The person Colon had believed was a sniper had been an undercover FBI employee incognito, and the attack had not taken place, when the Pope visited Philadelphia on Sept. 26 and 27, 2015. Colon had been conspiring with the figure he thought was a terrorist sniper from June 30 to August 14, 2015. Reportedly, Colon is also known in some circles as Ahmad Shakoor.

According to a statement, Colon admitted that he was inspired by the ISIS attacks to aid the possible attack on the Pope, although at this time it is still unsure what the motive had been for offering his help.

What will happen to Colon now?

Colon is a United States citizen from Lindenwold, New Jersey, and he will be tried as an adult.
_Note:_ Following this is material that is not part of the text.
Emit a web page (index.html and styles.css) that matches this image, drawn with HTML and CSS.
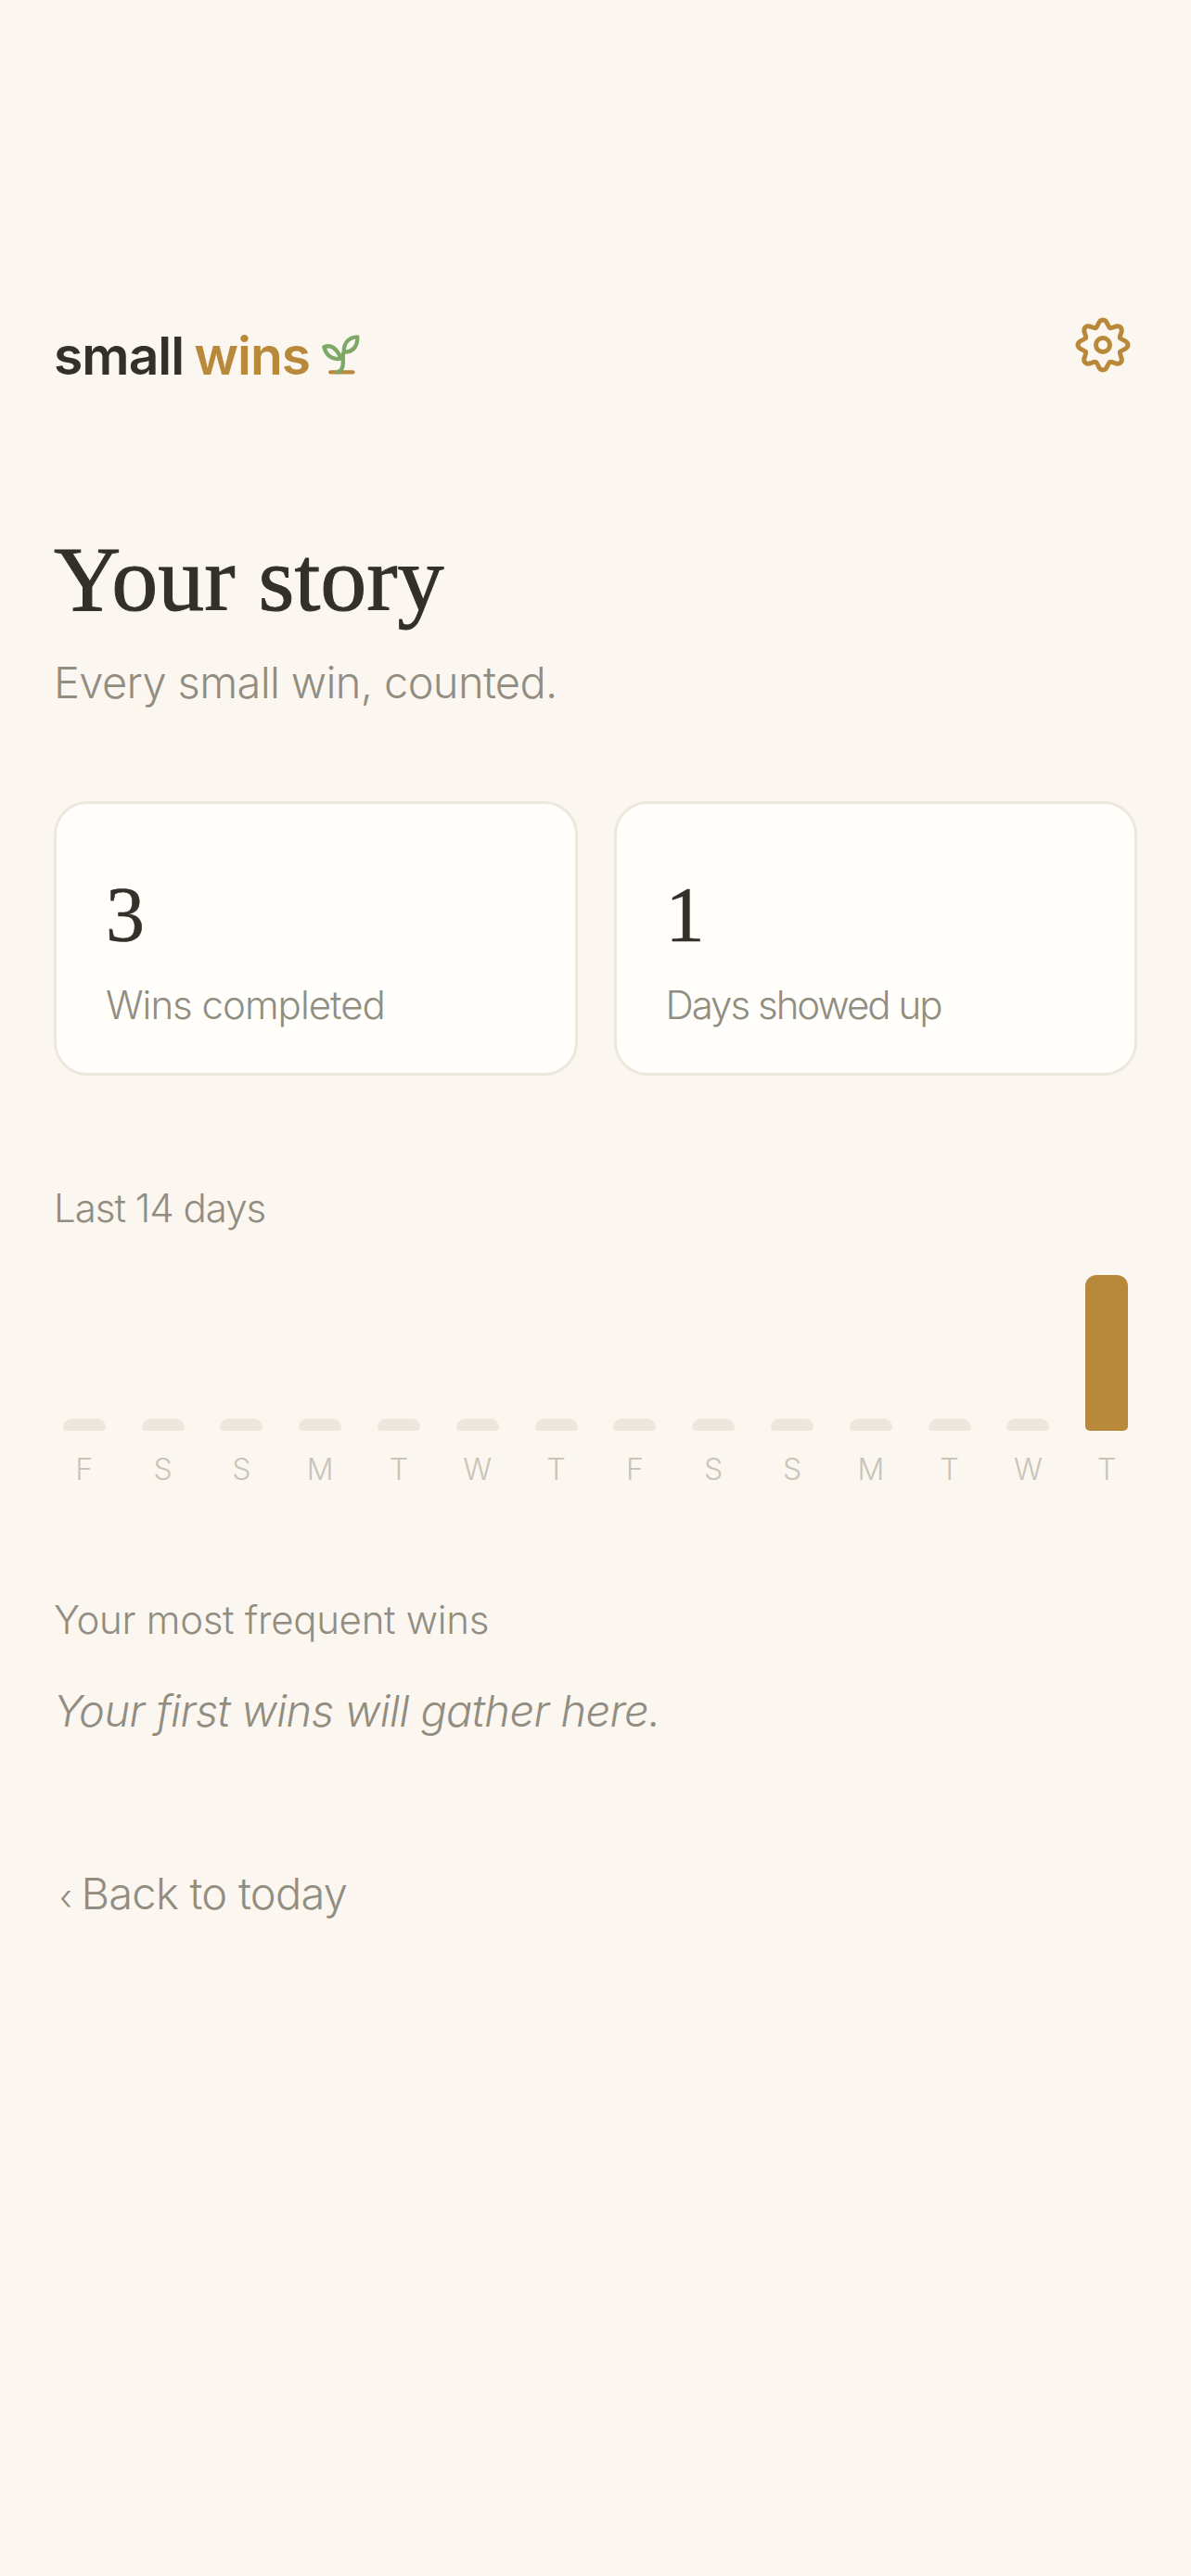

Facing up to fifteen years in prison, he will be charged with one count of attempting to provide material support to terrorists.

In addition, he also faces a fine of $250,000, which is said to be twice the amount of any monetary gain or loss from the offense.

As Colon is taking a plea deal, it has been agreed that further charges will not be held against him. While Colon is believed to be 17 years of age, and was originally going to be tried as a minor, part of the arranged plea deal required that he would be tried as an adult. According to reports, an investigation is said to still be ongoing. In addition, no date has been set for sentencing, although Colon is expected to appear at a status conference on May 5.